Gökbilimdeki bu devrimi kavramak ve kabullenmek insanlar için zor oldu. O kadar ki, bu görüşü ilk dile getirenler İncil’e el basarak sözlerini geri almaya zorlandı. Giordano Bruno sözünü geri almayı reddettiği için 1600 yılında yakıldı! Suudi Arabistan’da 60 yıl önce bir kadı bana şu soruyu sorduğunda çok hayret etmiştim: “Bu kâfirler dünyanın döndüğünü nasıl söyleyebiliyorlar? Güneşin bizim etrafımızda dönüp durduğunu kendi gözleriyle göremiyorlar mı?” Belki de onun bu sözüne şaşırmamalıydım, çünkü günümüzde bile dünyanın döndüğünü inkâr edenler var.

Dikkat çekici bir husus da Kur’an’ın hareket ve gölge kavramlarından bahsederken güneşi örnek getirmesidir:

“Rabbinin gölgeyi nasıl uzattığını görmedin mi? Tercihi farklı olsaydı onu hareketsiz kılardı. Güneşi de ona delil yapmıştır. Sonra gölgeyi yavaşça kendine (yukarıya) çeker (ve kısaltır).” (Furkan 25:45-46).

Güneşin, olguları yanlış anlama, hatta tam tersine anlama ihtimalinin delili olduğunu düşünüyorum.

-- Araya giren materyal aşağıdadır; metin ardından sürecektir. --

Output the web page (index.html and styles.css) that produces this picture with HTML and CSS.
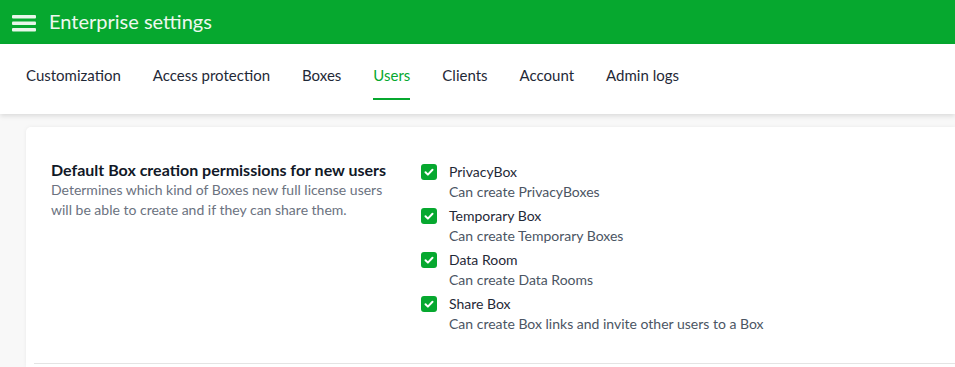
FILE: index.html
```html
<!DOCTYPE html>
<html lang="en">
<head>
    <meta charset="UTF-8">
    <meta name="viewport" content="width=device-width, initial-scale=1.0">
    <title>Enterprise settings</title>
    <link rel="stylesheet" href="styles.css">
</head>
<body>
    <header class="topbar">
        <svg class="menu-icon" width="24" height="18" viewBox="0 0 24 18">
            <rect x="0" y="1" width="24" height="3.5" rx="1"/>
            <rect x="0" y="7.5" width="24" height="3.5" rx="1"/>
            <rect x="0" y="14" width="24" height="3.5" rx="1"/>
        </svg>
        <h1 class="topbar-title">Enterprise settings</h1>
    </header>
    <nav class="tabs">
        <a class="tab">Customization</a>
        <a class="tab">Access protection</a>
        <a class="tab">Boxes</a>
        <a class="tab active">Users</a>
        <a class="tab">Clients</a>
        <a class="tab">Account</a>
        <a class="tab">Admin logs</a>
    </nav>
    <main class="content">
        <section class="card">
            <div class="setting">
                <div class="setting-info">
                    <h2>Default Box creation permissions for new users</h2>
                    <p>Determines which kind of Boxes new full license users will be able to create and if they can share them.</p>
                </div>
                <div class="options">
                    <label class="option">
                        <span class="check"><svg viewBox="0 0 16 16"><path d="M4.5 8.3l2.4 2.3 4.6-4.8"/></svg></span>
                        <span class="option-text">
                            <span class="option-name">PrivacyBox</span>
                            <span class="option-desc">Can create PrivacyBoxes</span>
                        </span>
                    </label>
                    <label class="option">
                        <span class="check"><svg viewBox="0 0 16 16"><path d="M4.5 8.3l2.4 2.3 4.6-4.8"/></svg></span>
                        <span class="option-text">
                            <span class="option-name">Temporary Box</span>
                            <span class="option-desc">Can create Temporary Boxes</span>
                        </span>
                    </label>
                    <label class="option">
                        <span class="check"><svg viewBox="0 0 16 16"><path d="M4.5 8.3l2.4 2.3 4.6-4.8"/></svg></span>
                        <span class="option-text">
                            <span class="option-name">Data Room</span>
                            <span class="option-desc">Can create Data Rooms</span>
                        </span>
                    </label>
                    <label class="option">
                        <span class="check"><svg viewBox="0 0 16 16"><path d="M4.5 8.3l2.4 2.3 4.6-4.8"/></svg></span>
                        <span class="option-text">
                            <span class="option-name">Share Box</span>
                            <span class="option-desc">Can create Box links and invite other users to a Box</span>
                        </span>
                    </label>
                </div>
            </div>
        </section>
    </main>
</body>
</html>
```

FILE: styles.css
```css
body {
    margin: 0;
    font-family: Lato, "Open Sans", sans-serif;
    background-color: #f8f8f8;
    color: #1f2937;
    overflow: hidden;
}
.topbar {
    height: 44px;
    background-color: #06a82f;
    display: flex;
    align-items: center;
    padding-left: 12px;
}
.menu-icon {
    fill: #e8f6ea;
    margin-right: 13px;
    margin-top: 1px;
}
.topbar-title {
    margin: 0 0 2px 0;
    font-size: 20px;
    font-weight: 400;
    color: #eef8ef;
}
.tabs {
    height: 70px;
    box-sizing: border-box;
    background: #fff;
    display: flex;
    align-items: flex-start;
    gap: 32px;
    padding: 22px 0 0 26px;
    box-shadow: 0 2px 5px rgba(0, 0, 0, 0.12);
    position: relative;
}
.tab {
    font-size: 15px;
    line-height: 18px;
    color: #1f2937;
    padding-bottom: 14px;
    border-bottom: 2px solid transparent;
}
.tab.active {
    color: #06a82f;
    border-bottom-color: #06a82f;
}
.content {
    padding: 13px 0 0 26px;
}
.card {
    background: #fff;
    border-radius: 5px 0 0 0;
    box-shadow: 0 0 4px rgba(0, 0, 0, 0.06);
    padding: 33px 0 0 25px;
    min-height: 207px;
}
.setting {
    display: flex;
    padding-bottom: 29px;
    border-bottom: 1px solid #e4e4e4;
    margin-left: -17px;
    padding-left: 17px;
}
.setting-info {
    width: 345px;
    margin-right: 25px;
}
.setting-info h2 {
    margin: 0;
    font-size: 16px;
    font-weight: 700;
    color: #111827;
    line-height: 20px;
}
.setting-info p {
    margin: 0;
    font-size: 14px;
    line-height: 20px;
    color: #6b7280;
}
.options {
    display: flex;
    flex-direction: column;
    gap: 4px;
    padding-top: 2px;
}
.option {
    display: flex;
    align-items: flex-start;
}
.check {
    width: 16px;
    height: 16px;
    border-radius: 3px;
    background: #06a82f;
    margin-top: 2px;
    margin-right: 12px;
    display: flex;
}
.check svg {
    width: 16px;
    height: 16px;
    fill: none;
    stroke: #fff;
    stroke-width: 2;
    stroke-linecap: round;
    stroke-linejoin: round;
}
.option-text {
    display: flex;
    flex-direction: column;
    font-size: 14px;
    line-height: 20px;
}
.option-name {
    color: #1f2937;
}
.option-desc {
    color: #4b5563;
}
```
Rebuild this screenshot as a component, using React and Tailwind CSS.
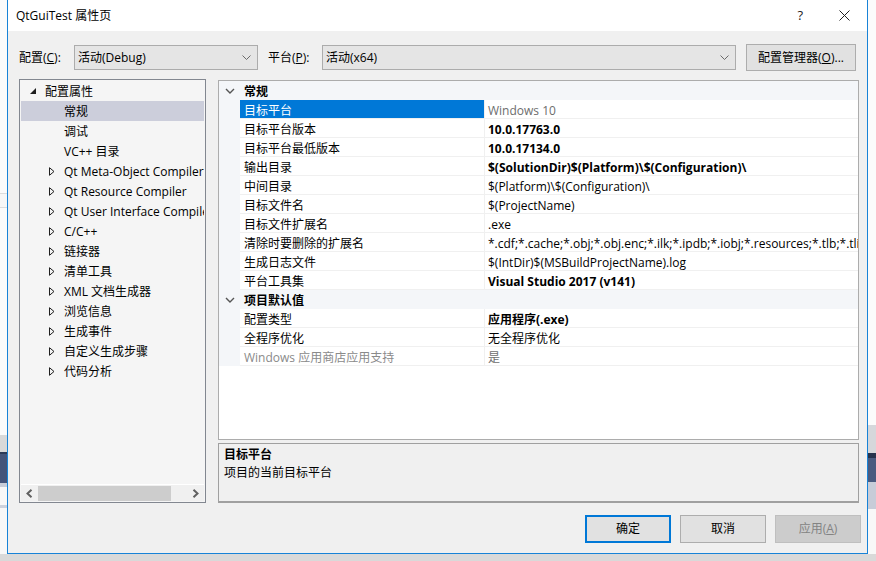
import React from 'react';

const font = "font-['Open_Sans','Noto_Sans_CJK_SC',sans-serif]";

const treeItems = [
  '调试',
  'VC++ 目录',
  'Qt Meta-Object Compiler',
  'Qt Resource Compiler',
  'Qt User Interface Compiler',
  'C/C++',
  '链接器',
  '清单工具',
  'XML 文档生成器',
  '浏览信息',
  '生成事件',
  '自定义生成步骤',
  '代码分析',
];

const general = [
  { name: '目标平台', value: 'Windows 10', selected: true, dim: true },
  { name: '目标平台版本', value: '10.0.17763.0', bold: true },
  { name: '目标平台最低版本', value: '10.0.17134.0', bold: true },
  { name: '输出目录', value: '$(SolutionDir)$(Platform)\\$(Configuration)\\', bold: true },
  { name: '中间目录', value: '$(Platform)\\$(Configuration)\\' },
  { name: '目标文件名', value: '$(ProjectName)' },
  { name: '目标文件扩展名', value: '.exe' },
  {
    name: '清除时要删除的扩展名',
    value: '*.cdf;*.cache;*.obj;*.obj.enc;*.ilk;*.ipdb;*.iobj;*.resources;*.tlb;*.tli;*.tlh;*.tmp;*.rsp',
  },
  { name: '生成日志文件', value: '$(IntDir)$(MSBuildProjectName).log' },
  { name: '平台工具集', value: 'Visual Studio 2017 (v141)', bold: true },
];

const defaults = [
  { name: '配置类型', value: '应用程序(.exe)', bold: true },
  { name: '全程序优化', value: '无全程序优化' },
  { name: 'Windows 应用商店应用支持', value: '是', dimName: true, dim: true },
];

function ComboChevron() {
  return (
    <svg width="9" height="5" viewBox="0 0 9 5" className="shrink-0">
      <path d="M0.5 0.5 L4.5 4.5 L8.5 0.5" fill="none" stroke="#6a6a6a" strokeWidth="1" />
    </svg>
  );
}

function Combo({ value, width }) {
  return (
    <div className={`flex h-[25px] items-center justify-between border border-[#acacac] bg-[#e5e5e5] pl-[3px] pr-[6px] ${width}`}>
      <span>{value}</span>
      <ComboChevron />
    </div>
  );
}

function Strip({ bands }) {
  return (
    <div className="flex h-full flex-col">
      {bands.map((b, i) => (
        <div key={i} style={{ height: b[0], background: b[1] }} />
      ))}
    </div>
  );
}

function CategoryRow({ label }) {
  return (
    <div className="flex h-[19px] items-center bg-[#f4f6f9]">
      <div className="flex w-[21px] justify-center pl-[1px]">
        <svg width="10" height="6" viewBox="0 0 10 6">
          <path d="M1 1 L5 5 L9 1" fill="none" stroke="#555" strokeWidth="1.4" />
        </svg>
      </div>
      <span className="pl-[4px] pt-[2px] font-bold">{label}</span>
    </div>
  );
}

function PropRow({ row }) {
  return (
    <div className="flex h-[19px]">
      <div className="w-[21px] shrink-0 bg-[#f4f6f9]" />
      <div
        className={`flex w-[245px] shrink-0 items-center border-b border-r border-[#f0f0f0] pl-[4px] pt-[3px] ${
          row.selected ? 'bg-[#0078d7] text-white' : row.dimName ? 'text-[#8a8a8a]' : ''
        }`}
      >
        {row.name}
      </div>
      <div
        className={`flex min-w-0 flex-1 items-center overflow-hidden whitespace-nowrap border-b border-[#f0f0f0] pl-[3px] pt-[3px] ${
          row.bold ? 'font-bold' : ''
        } ${row.dim ? 'text-[#6d6d6d]' : ''}`}
      >
        {row.value}
      </div>
    </div>
  );
}

export default function App() {
  return (
    <div className={`flex h-[561px] w-[876px] flex-col overflow-hidden bg-white text-[12px] text-black ${font}`}>
      <div className="flex h-[554px]">
        <div className="w-[7px] shrink-0">
          <Strip
            bands={[
              [193, '#fbfbfb'],
              [1, '#dcdcdc'],
              [13, '#f7f7f7'],
              [1, '#dcdcdc'],
              [227, '#fbfbfb'],
              [17, '#d9d9d9'],
              [2, '#2c3a57'],
              [29, '#44547a'],
              [4, '#c8cdd9'],
              [18, '#f8f8f8'],
              [3, '#cdd2dd'],
              [46, '#f8f8f8'],
            ]}
          />
        </div>

        <div className="flex w-[861px] shrink-0 flex-col border-x border-b border-[#1883d7] bg-[#f0f0f0]">
          {/* title bar */}
          <div className="flex h-[31px] items-center bg-white pl-[8px]">
            <span className="flex-1 text-[12px]">QtGuiTest 属性页</span>
            <span className="mr-[36px] text-[13px] text-[#222]">?</span>
            <svg width="11" height="11" viewBox="0 0 11 11" className="mr-[17px]">
              <path d="M0.5 0.5 L10.5 10.5 M10.5 0.5 L0.5 10.5" stroke="#222" strokeWidth="1" />
            </svg>
          </div>

          <div className="flex flex-1 flex-col pl-[11px]">
            {/* config row */}
            <div className="mt-[13px] flex h-[27px] items-center">
              <span className="w-[55px]">
                配置(<span className="underline">C</span>):
              </span>
              <Combo value="活动(Debug)" width="w-[184px]" />
              <span className="ml-[10px] w-[54px]">
                平台(<span className="underline">P</span>):
              </span>
              <Combo value="活动(x64)" width="w-[414px]" />
              <button
                type="button"
                className="ml-[10px] flex h-[27px] w-[110px] items-center justify-center border border-[#adadad] bg-[#e1e1e1]"
              >
                配置管理器(<span className="underline">O</span>)...
              </button>
            </div>

            {/* main area */}
            <div className="mt-[8px] flex h-[424px] gap-[12px]">
              <div className="flex w-[187px] flex-col border border-[#828790] bg-[#f5f5f5] px-[1px]">
                <div className="flex-1 overflow-hidden pt-[1px]">
                  <div className="flex h-[20px] items-center overflow-hidden whitespace-nowrap pl-[6px]">
                    <span className="flex w-[12px] shrink-0 justify-center">
                      <svg width="6" height="6" viewBox="0 0 6 6">
                        <path d="M6 0 L6 6 L0 6 Z" fill="#1e1e1e" />
                      </svg>
                    </span>
                    <span className="ml-[6px] pt-[2px]">配置属性</span>
                  </div>
                  <div className="flex h-[20px] items-center bg-[#cccedb] pl-[43px] pt-[2px]">常规</div>
                  {treeItems.map((item, i) => (
                    <div key={item} className="flex h-[20px] items-center overflow-hidden whitespace-nowrap pl-[25px]">
                      <span className="flex w-[12px] shrink-0 justify-center">
                        {i > 1 && (
                          <svg width="6" height="9" viewBox="0 0 6 9">
                            <path d="M0.5 0.7 L5 4.5 L0.5 8.3 Z" fill="none" stroke="#1e1e1e" strokeWidth="1" />
                          </svg>
                        )}
                      </span>
                      <span className="ml-[6px] shrink-0 pt-[2px]">{item}</span>
                    </div>
                  ))}
                </div>
                <div className="mb-[1px] flex h-[17px] items-center border-t border-white bg-[#f0f0f0]">
                  <span className="flex w-[17px] justify-center">
                    <svg width="7" height="9" viewBox="0 0 7 9">
                      <path d="M5.5 0.8 L1.5 4.5 L5.5 8.2" fill="none" stroke="#606060" strokeWidth="2" />
                    </svg>
                  </span>
                  <div className="h-[15px] w-[133px] bg-[#cdcdcd]" />
                  <div className="flex-1" />
                  <span className="flex w-[17px] justify-center">
                    <svg width="7" height="9" viewBox="0 0 7 9">
                      <path d="M1.5 0.8 L5.5 4.5 L1.5 8.2" fill="none" stroke="#606060" strokeWidth="2" />
                    </svg>
                  </span>
                </div>
              </div>

              <div className="flex w-[641px] flex-col">
                <div className="mt-[1px] h-[360px] overflow-hidden border border-[#acacac] bg-white">
                  <CategoryRow label="常规" />
                  {general.map((r) => (
                    <PropRow key={r.name} row={r} />
                  ))}
                  <CategoryRow label="项目默认值" />
                  {defaults.map((r) => (
                    <PropRow key={r.name} row={r} />
                  ))}
                </div>
                <div className="mt-[3px] h-[60px] border border-b-2 border-[#a0a0a0] bg-[#f0f0f0] px-[5px] pt-[2px] leading-[18px]">
                  <div className="font-bold">目标平台</div>
                  <div>项目的当前目标平台</div>
                </div>
              </div>
            </div>

            {/* buttons */}
            <div className="mt-[12px] flex h-[28px] justify-end gap-[9px] pr-[6px]">
              <button type="button" className="w-[86px] border-2 border-[#0078d7] bg-[#e1e1e1]">
                确定
              </button>
              <button type="button" className="w-[86px] border border-[#adadad] bg-[#e1e1e1]">
                取消
              </button>
              <button type="button" className="w-[86px] border border-[#bfbfbf] bg-[#cccccc] text-[#838383]">
                应用(<span className="underline">A</span>)
              </button>
            </div>
          </div>
        </div>

        <div className="w-[8px] shrink-0">
          <Strip
            bands={[
              [425, '#fbfbfb'],
              [28, '#d5d7db'],
              [5, '#26324c'],
              [24, '#4a5a7f'],
              [27, '#c7ccd8'],
              [45, '#f8f8f8'],
            ]}
          />
        </div>
      </div>
      <div className="h-[7px] bg-[#d9d9d9]" />
    </div>
  );
}
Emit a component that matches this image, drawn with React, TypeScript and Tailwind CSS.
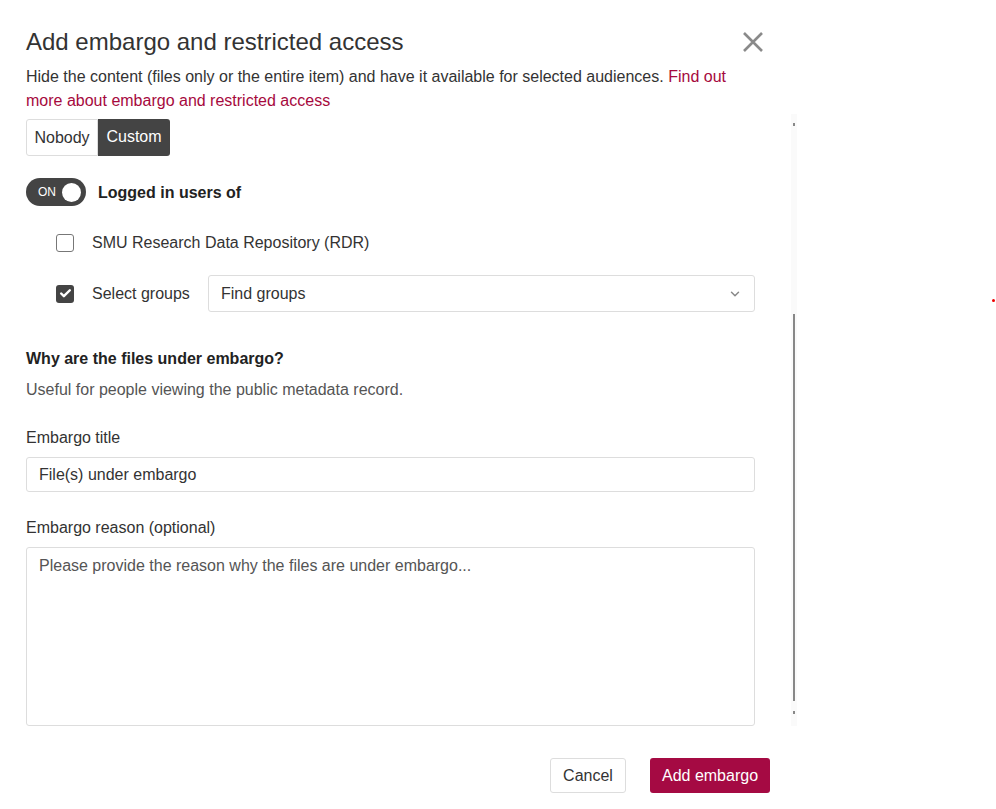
import { Check, ChevronDown } from 'lucide-react';

const font = { fontFamily: '"Liberation Sans", Arial, sans-serif' };

export default function App() {
  return (
    <div className="relative h-[809px] w-full bg-white text-[#333]" style={font}>
      {/* stray red dot in the page */}
      <span className="absolute left-[992px] top-[299px] h-[3px] w-[3px] rounded-full bg-[#e00]" />

      <div className="w-[797px] pl-[26px] pt-[27px]">
        {/* Header */}
        <div className="flex w-[738px] items-center justify-between">
          <h2 className="text-[24px] leading-[30px] text-[#333]">Add embargo and restricted access</h2>
          <button type="button" aria-label="Close" className="text-[#8a8a8a]">
            <svg width="22" height="22" viewBox="0 0 22 22">
              <path d="M2 2 L20 20 M20 2 L2 20" stroke="currentColor" strokeWidth="2.6" />
            </svg>
          </button>
        </div>
        <p className="mt-[8px] w-[720px] text-[16px] leading-[24px]">
          Hide the content (files only or the entire item) and have it available for selected audiences.{' '}
          <span className="text-[#a6093d]">Find out more about embargo and restricted access</span>
        </p>

        {/* Scrollable body */}
        <div className="flex">
          <div className="w-[729px]">
            <div className="mt-[6px] flex h-[37px] text-[16px]">
              <button type="button" className="w-[72px] rounded-l-[3px] border border-[#ddd] bg-white text-[#333]">
                Nobody
              </button>
              <button type="button" className="w-[72px] rounded-r-[3px] bg-[#444] pb-[2px] text-white">
                Custom
              </button>
            </div>

            <div className="mt-[22px] flex items-center gap-[12px]">
              <div className="flex h-[28px] w-[60px] items-center justify-between rounded-full bg-[#444] pl-[12px] pr-[5px]">
                <span className="text-[12px] text-white">ON</span>
                <span className="h-[19px] w-[19px] rounded-full bg-white" />
              </div>
              <span className="pt-[1px] text-[16px] font-bold text-[#222]">Logged in users of</span>
            </div>

            <div className="mt-[25px] flex h-[24px] items-center pl-[30px]">
              <span className="h-[18px] w-[18px] rounded-[3px] border border-[#777] bg-white" />
              <span className="ml-[18px] text-[16px]">SMU Research Data Repository (RDR)</span>
            </div>

            <div className="mt-[20px] flex items-center pl-[30px]">
              <span className="flex h-[18px] w-[18px] shrink-0 items-center justify-center rounded-[3px] bg-[#444]">
                <Check className="h-[13px] w-[13px] text-white" strokeWidth={4.5} />
              </span>
              <span className="ml-[18px] w-[116px] shrink-0 text-[16px]">Select groups</span>
              <div className="flex h-[37px] flex-1 items-center justify-between rounded-[3px] border border-[#ddd] pl-[12px] pr-[12px]">
                <span className="text-[16px]">Find groups</span>
                <ChevronDown className="h-[14px] w-[14px] text-[#888]" strokeWidth={2.5} />
              </div>
            </div>

            <h3 className="mt-[35px] text-[16px] font-bold leading-[24px] text-[#222]">
              Why are the files under embargo?
            </h3>
            <p className="mt-[7px] text-[16px] leading-[24px] text-[#555]">
              Useful for people viewing the public metadata record.
            </p>

            <label className="mt-[24px] block text-[16px] leading-[24px]">Embargo title</label>
            <div className="mt-[7px] flex h-[35px] items-center rounded-[3px] border border-[#ddd] px-[12px] text-[16px]">
              File(s) under embargo
            </div>

            <label className="mt-[24px] block text-[16px] leading-[24px]">Embargo reason (optional)</label>
            <div className="mt-[7px] h-[179px] rounded-[3px] border border-[#ddd] px-[12px] pt-[7px] text-[16px] leading-[22px] text-[#555]">
              Please provide the reason why the files are under embargo...
            </div>
          </div>

          {/* scrollbar */}
          <div className="ml-[36px] mt-[1px] flex w-[6px] flex-col items-center bg-[#fafafa]">
            <span className="mt-[9px] h-[3px] w-[2px] bg-[#888]" />
            <span className="mt-[188px] h-[387px] w-[2px] bg-[#888]" />
            <span className="mt-[10px] h-[3px] w-[2px] bg-[#888]" />
          </div>
        </div>

        {/* Footer */}
        <div className="mt-[32px] flex w-[744px] justify-end gap-[24px]">
          <button type="button" className="h-[35px] w-[76px] rounded-[3px] border border-[#ddd] bg-white text-[16px] text-[#333]">
            Cancel
          </button>
          <button type="button" className="h-[35px] w-[120px] rounded-[3px] bg-[#a50a43] text-[16px] text-white">
            Add embargo
          </button>
        </div>
      </div>
    </div>
  );
}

Zira binlerce yıl boyunca insanlar, apaçık görünmenin timsali kabul edilen güneşin hareketlerinde bile yanılmış ve onun dünyanın etrafında döndüğünü zannetmiştir. İşte bu yüzden Allah; “Din (inanç) konusunda aslâ zorlama yoktur!” (Bakara 2:256) buyurmuştur. Zira yanlış anlama varoluştaki en bariz şeylerde söz konusu olabilmekte, herkes o konuyu yanlış anlamış olabilmektedir. Peki, bizim anlayışımıza katılmayan muhaliflerimizi öldürmek ve nefsimizi de ibra etmek (kendimizi haklı çıkarmak) hususunda hangi inanç, fikir ve durum adına garanti sunabilir (ve kendimizde böyle bir hak vehmedebilir)iz?  

Aynı şekilde, kınamayıkendi nefsine yöneltme fikri, uzun zamandır insanların büyük çoğunluğu tarafından, özellikle politikacılar ve genel olarak tüm toplum tarafından ret mahallinde kalmıştır. Çünkü (kınamayı kendine/nefsine yöneltmek) dengeyi/düzeni bozacak, konumu kaybettirecek, (doğru sandığı) yanlışından uzaklaştıracaktır. Kınamada odak noktasına kendini/nefsini koymak elbette can sıkıcıdır ve insanın suçu başkalarına atarak edinmiş olduğu rahatlığı/konforu elinden alır.

Müslümanlar Uhud’da yenildiğinde içlerinden durumu protesto sadedinde “Bu da nereden çıktı?” diyenler olmuştu: “Başınıza bir olay gelince; “Bu da nereden çıktı?” demeniz mi gerekirdi? Hâlbuki siz karşı tarafa bunun iki katı sıkıntı vermiştiniz. De ki: “Bunun sebebi sizsiniz!  Allah her şeye bir ölçü koymuştur.” (Âl-i İmran 3:165). Gelen cevap, sorumluluğu kâfirlerin süvarilerine liderlik eden ve okçuların gafletini fırsat bilerek tepenin arkasından bir manevrayla Müslüman orduya arkadan saldıran Halid bin Velid’e yüklememişti.

Bu nedenle, nefsini kınamanın/ kendini suçlamanın, nefisle ilişkimizde riayet etmemiz gereken nebevî yöntemde saklı bir davranış olduğunu ve bu konunun bilimsel yöntemlerle çalışmasının zaruri olduğunu düşünüyorum… Bu konuyu işlemeye devam edeceğiz, inşallah.